The Saviour said to the poor paralytic who was brought by others, and laid before Him: 'Son, thy sins be forgiven thee.' Yes, some poor sinner may be ready to reply, if I could hear the Saviour speak such a word to me, then I should know indeed that my sins were forgiven me: this is what I have been long looking for, watching at Wisdom's gates, and waiting at the posts of her doors.--You may never hear such words spoken to you by the Saviour in an articulate manner; but remember that where the word of a King is, there is power. It is that power which attends the Saviour's word, that must assure your heart and mine that our sins are forgiven us for His name's sake. This is often a very gradual work. We sometimes rise in hope, then sink in fear; almost believe, then call it in question again. Sometimes the Saviour shines upon us, and in our hearts, as the Sun of righteousness, then again withholds the light of His countenance. He hides His face, and we are troubled.

This knowledge of salvation through the forgiveness of sins, or knowledge of Christ as our Saviour, differs from all other kinds of knowledge. If we attain to the knowledge of anything that is temporal, say, of science, or mechanics, or anything else that is common to the intellect of man, such attainment is permanent; there is no going back: what a man knows, he does know. But the knowledge of which we are treating differs from all other knowledge, in this respect, that it stands not in the wisdom of man, but in the power of God.
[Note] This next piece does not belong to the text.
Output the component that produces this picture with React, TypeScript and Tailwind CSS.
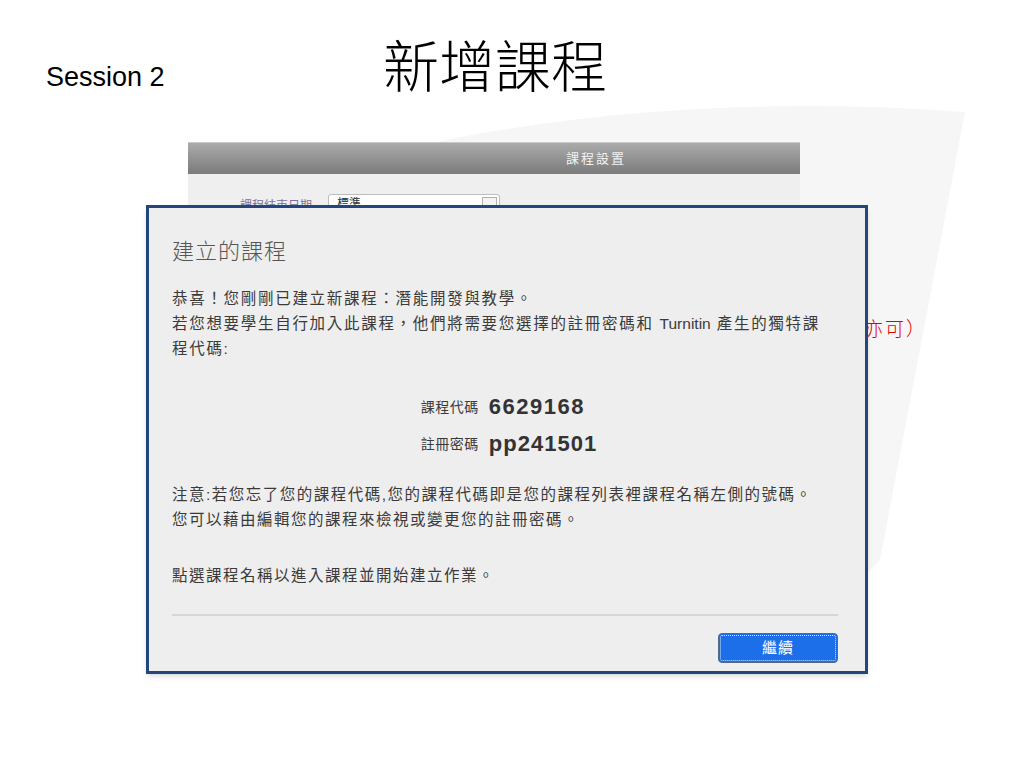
import React from 'react'

const cjk = "font-['Liberation_Sans','Noto_Sans_CJK_TC',sans-serif]"

function Watermark() {
  return (
    <svg className="absolute inset-0" width="1024" height="768" viewBox="0 0 1024 768">
      <path d="M 400 150 Q 660 90 965 112 L 880 560 L 830 610 L 190 520 L 150 460 Z" fill="#f6f6f6" />
    </svg>
  )
}

function SettingsPanel() {
  return (
    <div className="ml-[188px] w-[612px]">
      <div className="h-[32px] border-t border-[#c9c9c9] bg-gradient-to-b from-[#ababab] to-[#7b7b7b] pl-[378px] text-[13px] leading-[31px] tracking-[2px] text-[#f2f2f2]">
        課程設置
      </div>
      <div className="h-[400px] bg-[#efefef] pt-[20px]">
        <div className="flex items-end">
          <span className="ml-[52px] w-[88px] text-[12px] leading-[16px] text-[#7a6f9a]">課程結束日期</span>
          <div className="flex h-[20px] w-[172px] items-center justify-between rounded-[3px] border border-[#bdbdbd] bg-white pl-[8px] pr-[2px] text-[12px] text-[#333]">
            標準
            <span className="h-[15px] w-[15px] border border-[#b0b0b0] bg-[#f4f4f4]" />
          </div>
        </div>
      </div>
    </div>
  )
}

function Dialog() {
  return (
    <div className={`absolute left-[146px] top-[205px] z-10 w-[722px] border-[3px] border-[#23477a] bg-[#eeeeee] px-[23px] pb-[8px] pt-[32px] text-[#3a3a3a] shadow-md ${cjk}`}>
      <h2 className="text-[22px] font-light leading-[24px] tracking-[1px] text-[#555]">建立的課程</h2>
      <div className="mt-[22px] text-[15.5px] leading-[25px] tracking-[1.7px]">
        <p>恭喜！您剛剛已建立新課程：潛能開發與教學。</p>
        <p>
          若您想要學生自行加入此課程，他們將需要您選擇的註冊密碼和 <span className="tracking-normal">Turnitin</span> 產生的獨特課
          <br />
          程代碼:
        </p>
      </div>
      <div className="mt-[31px] flex justify-center">
        <div className="grid grid-cols-[auto_auto] items-center gap-x-[10px] gap-y-[7px] pl-[4px] leading-[30px]">
          <span className="text-[14px] tracking-[0.5px]">課程代碼</span>
          <span className="text-[22px] font-bold tracking-[1.5px] text-[#333]">6629168</span>
          <span className="text-[14px] tracking-[0.5px]">註冊密碼</span>
          <span className="text-[22px] font-bold tracking-[1px] text-[#333]">pp241501</span>
        </div>
      </div>
      <div className="mt-[23px] text-[15.5px] leading-[25px] tracking-[1.5px]">
        <p>注意:若您忘了您的課程代碼,您的課程代碼即是您的課程列表裡課程名稱左側的號碼。</p>
        <p>您可以藉由編輯您的課程來檢視或變更您的註冊密碼。</p>
      </div>
      <p className="mt-[31px] text-[15.5px] leading-[25px] tracking-[1.5px]">點選課程名稱以進入課程並開始建立作業。</p>
      <div className="mr-[4px] mt-[26px] h-[2px] bg-[#d6d6d6]" />
      <div className="mr-[4px] mt-[17px] flex justify-end">
        <button className="h-[30px] w-[120px] rounded-[4px] border border-[#56688a] bg-[#1c6fe9] text-[15px] tracking-[1px] text-white outline-1 outline-offset-[-3px] outline-white/80 outline-dotted">
          繼續
        </button>
      </div>
    </div>
  )
}

export default function App() {
  return (
    <div className={`relative h-[768px] w-[1024px] overflow-hidden bg-white ${cjk}`}>
      <Watermark />
      <div className="relative flex h-[142px] items-start">
        <div className="ml-[46px] mt-[61px] w-[337px] text-[27px] leading-[32px] text-black">Session 2</div>
        <h1 className="mt-[40px] text-[56px] font-light leading-[56px] text-black">新增課程</h1>
      </div>
      <div className="relative">
        <SettingsPanel />
      </div>
      <span className="absolute left-[864px] top-[318px] text-[19px] font-light leading-[24px] tracking-[2px] text-[#e00000]">亦可）</span>
      <Dialog />
    </div>
  )
}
Those who are favored with it may not be left to call in question any truth contained in the Bible, and yet they may be deeply exercised about their own interest in God's salvation. When the Saviour condescends to show a smiling face, to speak a gracious and encouraging word, to admit us to near communion with Himself, we can indeed believe that our sins are forgiven us. According to John, even little children in Divine grace may know this, as he says: 'I write unto you, little children, because your sins are forgiven you for His name's sake.'

Perhaps some may be ready to say that this is trusting to frames and feelings; that we should rather trust the Saviour when and where we cannot trace Him. Well, I desire to be favored with such a confiding faith; and yet I would rather, if it were the Lord's gracious will, be blessed with a faith that can so pierce through any dark cloud that separates between me and Him, as to behold Him; such a faith as can bring distant things near, being the substance of things hoped for, and the evidence of things not seen. To trust the Saviour at a distance is a great favor; but so to believe in Him as to bring Him into our very heart, soul, and affections, is a greater. I know that I cannot attain to this myself, any more than I could at first believe, until the Saviour was pleased to say: 'Stretch forth thine hand of faith;' and I know that He who began this good work has power sufficient to perfect it, and therefore I labor in spirit after it.
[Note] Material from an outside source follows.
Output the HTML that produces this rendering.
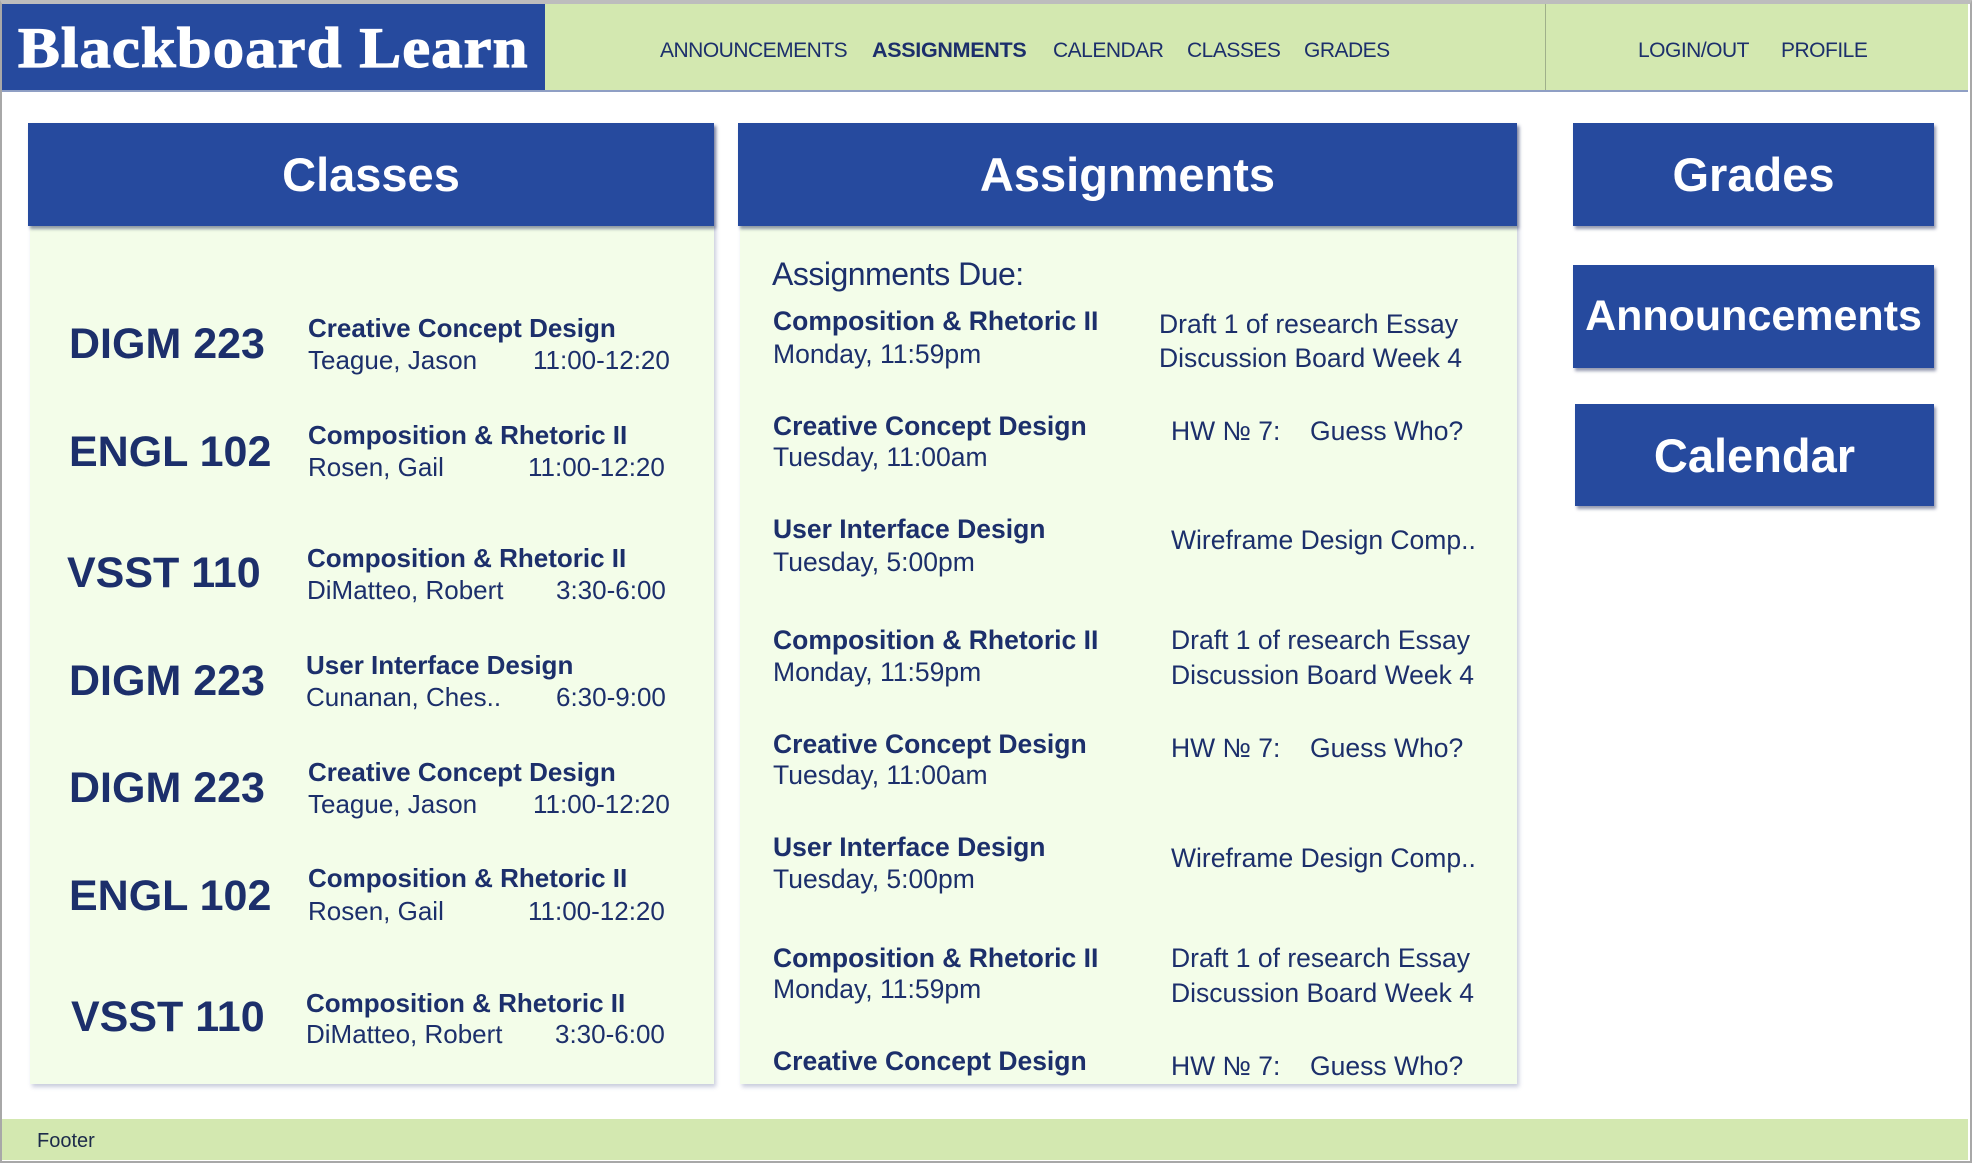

Our spiritual life is a complete riddle. We can of ourselves do nothing, and yet we are laborers together with Him. Faith is His gift, but we believe. He circumcises our hearts to love Him, yea, He sheds abroad His own love in your hearts, and the result is that we love Him.

To know the Saviour as ours, is to be known of Him. He says: 'I know my sheep, and am known of mine.' We know His voice, and He knows our cry. He seeks after His sheep, that is, after poor, lost, ruined, undone sinners, by the word of the gospel; and they seek to know Him as their Saviour. Paul knew the Lord already when he said: 'That I may know Him, and the power of His resurrection, and the fellowship of His sufferings, being made conformable unto His death.' You and I, my dear friends, must, through Divine teaching, possess this knowledge in some small measure, or we shall never have any right ideas about it, or value it. It often seems to human reason to be a complete contradiction--to know, and not to know; that is, to hope and believe that Christ is indeed our Saviour, and that our sins are, and shall be, forgiven for His name's sake, and yet to tremble, fear, and quake, lest it should not be so. A natural man, whatever may be his attainments in human knowledge, can never receive or understand this. It is hid from the wise and prudent of this world, and yet it is revealed even to babes in Divine grace.
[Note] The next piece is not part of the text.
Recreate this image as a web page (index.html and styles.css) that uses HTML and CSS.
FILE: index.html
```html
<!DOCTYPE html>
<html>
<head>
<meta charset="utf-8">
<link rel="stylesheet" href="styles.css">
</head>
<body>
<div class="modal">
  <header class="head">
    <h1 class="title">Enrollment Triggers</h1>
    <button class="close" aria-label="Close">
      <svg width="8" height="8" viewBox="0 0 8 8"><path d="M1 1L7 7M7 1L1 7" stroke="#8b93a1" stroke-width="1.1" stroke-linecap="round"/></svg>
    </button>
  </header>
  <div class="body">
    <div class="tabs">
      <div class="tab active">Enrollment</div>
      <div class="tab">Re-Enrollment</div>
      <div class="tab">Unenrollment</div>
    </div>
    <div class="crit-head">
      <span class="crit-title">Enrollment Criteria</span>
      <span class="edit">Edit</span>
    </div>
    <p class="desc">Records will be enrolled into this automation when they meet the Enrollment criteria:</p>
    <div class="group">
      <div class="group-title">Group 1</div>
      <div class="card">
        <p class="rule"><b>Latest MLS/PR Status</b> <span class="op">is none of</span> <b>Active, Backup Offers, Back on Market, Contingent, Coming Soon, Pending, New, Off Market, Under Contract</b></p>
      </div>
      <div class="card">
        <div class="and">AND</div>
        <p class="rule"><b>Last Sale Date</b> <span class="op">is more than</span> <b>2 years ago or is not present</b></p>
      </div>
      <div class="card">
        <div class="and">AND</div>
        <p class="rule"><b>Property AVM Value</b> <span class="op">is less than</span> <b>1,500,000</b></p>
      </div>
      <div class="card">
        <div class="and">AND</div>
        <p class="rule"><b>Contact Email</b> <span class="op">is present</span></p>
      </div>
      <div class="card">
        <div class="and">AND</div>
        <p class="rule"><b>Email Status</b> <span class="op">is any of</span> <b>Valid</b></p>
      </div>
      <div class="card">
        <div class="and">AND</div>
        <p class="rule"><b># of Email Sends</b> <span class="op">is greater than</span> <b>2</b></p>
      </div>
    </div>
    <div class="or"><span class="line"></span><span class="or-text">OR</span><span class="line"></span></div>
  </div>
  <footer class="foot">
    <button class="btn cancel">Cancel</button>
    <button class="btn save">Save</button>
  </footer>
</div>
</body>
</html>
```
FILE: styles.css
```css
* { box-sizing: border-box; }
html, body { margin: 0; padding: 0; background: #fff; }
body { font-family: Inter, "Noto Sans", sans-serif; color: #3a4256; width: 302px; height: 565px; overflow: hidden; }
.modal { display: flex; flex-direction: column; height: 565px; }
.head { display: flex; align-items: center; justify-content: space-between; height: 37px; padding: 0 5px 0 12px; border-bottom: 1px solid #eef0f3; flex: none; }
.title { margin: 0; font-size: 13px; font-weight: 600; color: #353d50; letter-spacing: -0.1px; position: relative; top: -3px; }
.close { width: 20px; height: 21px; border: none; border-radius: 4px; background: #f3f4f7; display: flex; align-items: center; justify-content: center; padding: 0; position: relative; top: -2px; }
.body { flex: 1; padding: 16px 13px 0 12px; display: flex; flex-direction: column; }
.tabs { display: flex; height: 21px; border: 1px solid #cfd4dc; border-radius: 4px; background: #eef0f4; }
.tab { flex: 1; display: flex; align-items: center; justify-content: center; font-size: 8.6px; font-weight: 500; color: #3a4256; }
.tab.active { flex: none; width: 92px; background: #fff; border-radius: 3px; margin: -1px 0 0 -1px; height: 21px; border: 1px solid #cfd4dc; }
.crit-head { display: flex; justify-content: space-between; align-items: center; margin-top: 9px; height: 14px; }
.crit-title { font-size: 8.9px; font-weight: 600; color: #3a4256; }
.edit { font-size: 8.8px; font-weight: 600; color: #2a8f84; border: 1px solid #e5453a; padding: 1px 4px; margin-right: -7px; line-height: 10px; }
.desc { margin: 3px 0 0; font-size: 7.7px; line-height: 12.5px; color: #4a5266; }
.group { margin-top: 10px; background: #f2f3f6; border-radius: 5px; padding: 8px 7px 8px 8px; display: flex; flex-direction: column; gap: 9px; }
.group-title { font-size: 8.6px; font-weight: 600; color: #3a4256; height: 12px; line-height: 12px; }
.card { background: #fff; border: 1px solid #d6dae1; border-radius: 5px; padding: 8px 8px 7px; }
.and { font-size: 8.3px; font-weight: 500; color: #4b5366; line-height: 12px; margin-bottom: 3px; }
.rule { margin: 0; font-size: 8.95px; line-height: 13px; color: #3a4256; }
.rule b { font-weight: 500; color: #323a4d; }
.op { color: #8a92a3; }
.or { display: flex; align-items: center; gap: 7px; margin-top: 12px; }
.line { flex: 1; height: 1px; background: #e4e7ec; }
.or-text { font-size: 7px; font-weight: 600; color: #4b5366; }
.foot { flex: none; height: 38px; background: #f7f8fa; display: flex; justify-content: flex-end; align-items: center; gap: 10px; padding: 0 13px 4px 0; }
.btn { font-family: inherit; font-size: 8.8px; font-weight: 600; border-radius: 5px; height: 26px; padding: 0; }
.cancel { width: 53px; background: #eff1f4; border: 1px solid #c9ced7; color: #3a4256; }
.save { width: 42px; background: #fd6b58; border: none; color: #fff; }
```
Do not fear, poor, miserable, uncomfortable, dissatisfied soul; if you want something, and you do not at present know exactly what, wait upon God, both in private and public, and He will in His own time be found of you; for He says: 'Those that seek me early shall find me.' And when He condescends to come, He will make all right, and show you that He has been emptying you, as to all creature comforts and enjoyments, in order to make way for a true discovery of your real state as a sinner. And depend upon it, if He leads you to feel, and know, and mourn over this, He will in His own time reveal Himself in your heart as your Saviour. This is real personal religion.

It is thus that thousands of Adam's fallen race have been, and are brought, each one to know himself as a sinner, and also to know Christ as his Saviour, who says: 'This is life eternal, that they might know Thee, the only true God, and Jesus Christ whom Thou hast sent.' All Zion's children are taught of the Lord; and the Saviour says: 'Every man that hath heard and hath learned of the Father, cometh unto me;' and, 'Him that cometh unto me I will in no wise cast out.' Therefore if you are a coming sinner, you shall surely be a saved sinner. This going and coming, that is, Christ's coming to us, and our going to Him, is truly wonderful. Those who are favored to know something about it, will at times be lost and absorbed in admiration, wonder, and delight, at God's unspeakable mercy.

But, blessed be God! there is a state before us, in which all who know themselves as sinners, and Christ as a Saviour, shall for ever cease to experience any of the effects of sin. It shall not only be swallowed up, but for ever blotted out. Sin and death shall be swallowed up in victory; but Christ and His great salvation shall eternally fill every faculty of the soul, heart, affections, mind, and memory. Nothing will or shall be known but Christ, in all His fullness of covenant relation as a Saviour. We shall be filled with Him, so as to be like Him, body, soul, and spirit. I believe we shall know ourselves only as we are in Christ. If the saints could remember sin in heaven, it seems to me as if it would, as it were, cast a shade over that glorious view which will admit nothing to be seen but itself, and that is Christ. Christ will be not only all, but in all, in such an unspeakable sense as to shut out for ever everything but Himself.

And this, my dear friends, is what we want, and are seeking after here in some small measure, that we may have such a view of Christ in our salvation, as to see and know nothing of ourselves, nothing else.